- GIVEN EXERCISE
Write out the whole of the material exactly.

---- DATASET SECTION

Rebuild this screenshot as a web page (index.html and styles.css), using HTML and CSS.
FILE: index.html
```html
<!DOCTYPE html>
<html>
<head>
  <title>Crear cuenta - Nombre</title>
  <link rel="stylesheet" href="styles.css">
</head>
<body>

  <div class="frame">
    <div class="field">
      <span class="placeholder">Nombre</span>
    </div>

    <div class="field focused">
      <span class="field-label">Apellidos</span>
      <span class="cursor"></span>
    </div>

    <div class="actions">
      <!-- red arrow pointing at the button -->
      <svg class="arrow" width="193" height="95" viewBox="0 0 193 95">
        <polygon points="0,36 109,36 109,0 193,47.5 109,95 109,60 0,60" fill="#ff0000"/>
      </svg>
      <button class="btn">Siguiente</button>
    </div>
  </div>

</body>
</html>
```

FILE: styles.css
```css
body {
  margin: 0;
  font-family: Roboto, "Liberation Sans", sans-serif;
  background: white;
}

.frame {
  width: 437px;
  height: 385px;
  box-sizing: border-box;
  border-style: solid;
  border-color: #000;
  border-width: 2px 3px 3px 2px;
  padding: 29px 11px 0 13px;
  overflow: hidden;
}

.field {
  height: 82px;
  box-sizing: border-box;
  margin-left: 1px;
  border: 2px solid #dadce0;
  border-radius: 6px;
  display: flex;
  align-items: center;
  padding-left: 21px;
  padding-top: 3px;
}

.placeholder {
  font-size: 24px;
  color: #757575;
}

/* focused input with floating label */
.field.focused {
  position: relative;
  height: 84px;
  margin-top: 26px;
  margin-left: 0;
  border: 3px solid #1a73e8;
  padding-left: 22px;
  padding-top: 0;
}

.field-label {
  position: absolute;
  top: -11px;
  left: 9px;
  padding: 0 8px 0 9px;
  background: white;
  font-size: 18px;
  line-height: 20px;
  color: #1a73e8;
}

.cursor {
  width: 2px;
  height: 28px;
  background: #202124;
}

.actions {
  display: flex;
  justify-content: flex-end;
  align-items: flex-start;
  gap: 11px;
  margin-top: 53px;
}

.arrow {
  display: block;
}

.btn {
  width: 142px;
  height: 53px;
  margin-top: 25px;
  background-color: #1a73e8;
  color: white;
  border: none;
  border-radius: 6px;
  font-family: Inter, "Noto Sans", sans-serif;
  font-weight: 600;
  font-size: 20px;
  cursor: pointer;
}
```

--------

- TASK RESPONSE
Rebuild this screenshot as a web page (index.html and styles.css), using HTML and CSS.
FILE: index.html
```html
<!DOCTYPE html>
<html>
<head>
  <title>Crear cuenta - Nombre</title>
  <link rel="stylesheet" href="styles.css">
</head>
<body>

  <div class="frame">
    <div class="field">
      <span class="placeholder">Nombre</span>
    </div>

    <div class="field focused">
      <span class="field-label">Apellidos</span>
      <span class="cursor"></span>
    </div>

    <div class="actions">
      <!-- red arrow pointing at the button -->
      <svg class="arrow" width="193" height="95" viewBox="0 0 193 95">
        <polygon points="0,36 109,36 109,0 193,47.5 109,95 109,60 0,60" fill="#ff0000"/>
      </svg>
      <button class="btn">Siguiente</button>
    </div>
  </div>

</body>
</html>
```

FILE: styles.css
```css
body {
  margin: 0;
  font-family: Roboto, "Liberation Sans", sans-serif;
  background: white;
}

.frame {
  width: 437px;
  height: 385px;
  box-sizing: border-box;
  border-style: solid;
  border-color: #000;
  border-width: 2px 3px 3px 2px;
  padding: 29px 11px 0 13px;
  overflow: hidden;
}

.field {
  height: 82px;
  box-sizing: border-box;
  margin-left: 1px;
  border: 2px solid #dadce0;
  border-radius: 6px;
  display: flex;
  align-items: center;
  padding-left: 21px;
  padding-top: 3px;
}

.placeholder {
  font-size: 24px;
  color: #757575;
}

/* focused input with floating label */
.field.focused {
  position: relative;
  height: 84px;
  margin-top: 26px;
  margin-left: 0;
  border: 3px solid #1a73e8;
  padding-left: 22px;
  padding-top: 0;
}

.field-label {
  position: absolute;
  top: -11px;
  left: 9px;
  padding: 0 8px 0 9px;
  background: white;
  font-size: 18px;
  line-height: 20px;
  color: #1a73e8;
}

.cursor {
  width: 2px;
  height: 28px;
  background: #202124;
}

.actions {
  display: flex;
  justify-content: flex-end;
  align-items: flex-start;
  gap: 11px;
  margin-top: 53px;
}

.arrow {
  display: block;
}

.btn {
  width: 142px;
  height: 53px;
  margin-top: 25px;
  background-color: #1a73e8;
  color: white;
  border: none;
  border-radius: 6px;
  font-family: Inter, "Noto Sans", sans-serif;
  font-weight: 600;
  font-size: 20px;
  cursor: pointer;
}
```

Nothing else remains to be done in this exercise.